27 Haziran 2013 Perşembe


Göreceli Olsa da Bulaşıcıdır Mutluluk.

 

1980lerde, dönemin büyükleri arasında yer alan yayınevimizin maddi yükselişi, banker faciasıyla yaşanan kargaşada iflasa dönüşmeye başlamıştı.

Günden güne olumsuz etkilenen yaşam standartlarımız, gelecek endişesini, yaşamımızın merkezine yerleştiriyor, en çok çocuğumuzun geleceğine dair umutsuzluklar yaşıyorduk.  

Tam o günlerde bir saat tamiri için Eminönü’n arkasındaki saatçilerden duvarları saatlerle donanmış birine girdiğimizde, her yeri kaplayan çeşitli model saatlerin takır takır işlemesinden, minik oğlum kadar ben de etkilenmiştik.

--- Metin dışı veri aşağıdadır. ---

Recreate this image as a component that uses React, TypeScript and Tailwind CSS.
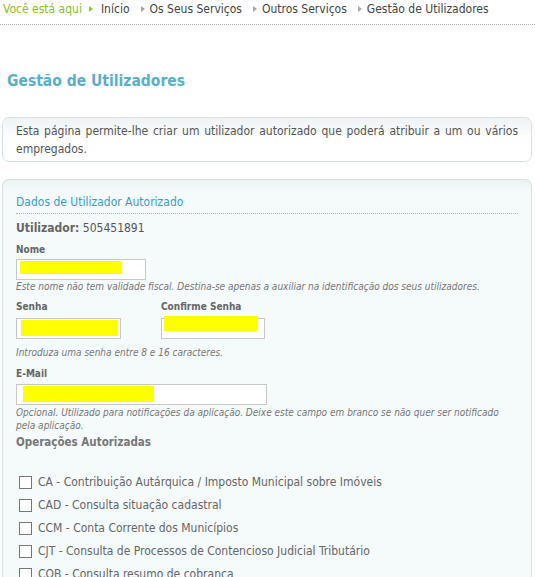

Sıcak ve gürültülü dışarıdan, loş ve dingin içeriye girer girmez, dükkan sahibinin sakin ilgisiyle de rahatlayıp dikkatimizi, hepsi tıkır tıkır işleyen  saatlere yönelmiştik.
Küçük bir oğlan çocuğunun bu kadar çok işleyen saatten mutluluk duyması gibi ben de, içimde bir mutluluk duygusu belirdiğini hissediyordum.

Yaşamda bazı şeyler kötüye gittiğinde, her şeyin kötüye gittiğini düşündürten kaçınılmaz algı, beni öyle olmayabildiği gerçeğiyle yüz yüze getirmişti.

Sessiz ve dakik işleyen bu saatler orkestrası, tedirgin ve umutsuz yüreğimde bizim işlerimizin de elbet yola gireceğini düşündürten bir melodi çalmasına yol açmıştı.

Bu moralle, olacağından korktuğum şeyleri yenme gücüyle dükkandan çıkarken kendimi daha güçlü hissettiğimi daha sonra hep memnuniyetle  hatırladım. Zira mutluluğun göreceli olduğu kadar, bulaşıcı olabileceğini de ilk defa o zaman anlamıştım.

Bugün de, toplumsal umutsuzluğumuza neden olan pek çok oluşuma karşın, bazı oluşumların nasıl toplu umuda döndüğünü görmenin sevinciyle bu bağlantıyı mutlulukla tekrar anımsıyorum.